As the season carries on you want to help your body adapt, change some routines and take some preventative measures to ensure your body is working optimally – given the conditions.
Schedule and Route
- If you typically run after work, you are going to need to make a change. The coolest time of day is before sunrise – not everyone’s cup of
teacoffee. Switch up your routine to run as early or as late as possible. It there are no other options than squeezing in a lunchtime sprint than try to take a new route that offers plenty of shade.
- If you don’t like running with water ensure you know where the the water fountains are on your route.

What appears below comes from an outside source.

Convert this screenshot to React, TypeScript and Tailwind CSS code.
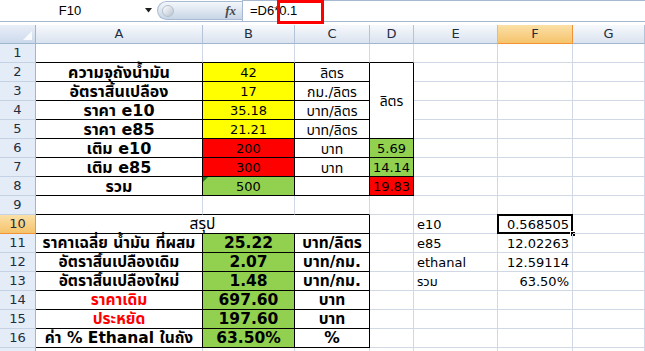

- Something as simple as the breeze can make all the difference. Run with the wind and take advantage of the headwind for cooling when you return and your body has heated up.
- If possible head to the forest or a park – the greenery will provide a cooling shade throughout your route.
- Pare down your clothing – to light-coloured, loose layers. Wicking microfiber and technical fabrics are good choices. Look for air vents and mesh to help your skin breathe. Look for fabrics like Sugoi’s arm coolers. They are made with Icefil which reacts with your sweat to cool your skin faster. They are also provide an SPF of 50. With similar cooling technology is the Sombrio Rise and Climb tank.
- With so much exposed skin, choose a sunscreen with a high SPF that is designed for sport. You don’t want that protection to sweat off mid-workout.
- Don’t forget your eyes: sunglasses. Choose a pair that is fog resistant, preferably polarized, and has good venting. Ryders offer some of the best lenses in the industry and frames that are street and sport ready.
- Your body simply can’t perform in extreme temperatures the way it does in the fall and spring. Slow your pace and pay attention to how your body feels. Don’t look at your speed – adjust your pace based on effort. It can take up to two weeks to adapt to hotter temperatures.
- Slowly increase speed and duration to return to your previous training levels. If the heat wave is long enough your body will adapt to sweat more, and reduce its core temperature and heart rate.
- When preparing for a race in heat and humidity plan to taper your training a bit earlier giving your body an extra couple of days of rest to prepare for the event.
With heat – automatically the mind turns to water. In heat and humidity we lose water so quickly and as it goes, so do some of our mineral levels. It is important to consider what you drink just as much as how often and when.
- Start by drinking a few cups of water before heading out. While training you want to drink 175-250 ml every 20-30 minutes. For ideal performance chose an electrolyte drink or add an electrolyte tablet to your water. For maximum performance choose one with the right amount of sodium for your body like Precision Hydration
- There are a number of options to carry your water. Evoc makes a great hip pack that comes with a 1.5L bladder and can handle up to 3L. If you prefer a vest, Nathan has one with two insulated flask pockets and a 1.5L bladder.
Running in the summer takes patience. With training, planning and a bit of pushing through, your body will adapt and excel. So, hit the road – even in the heat.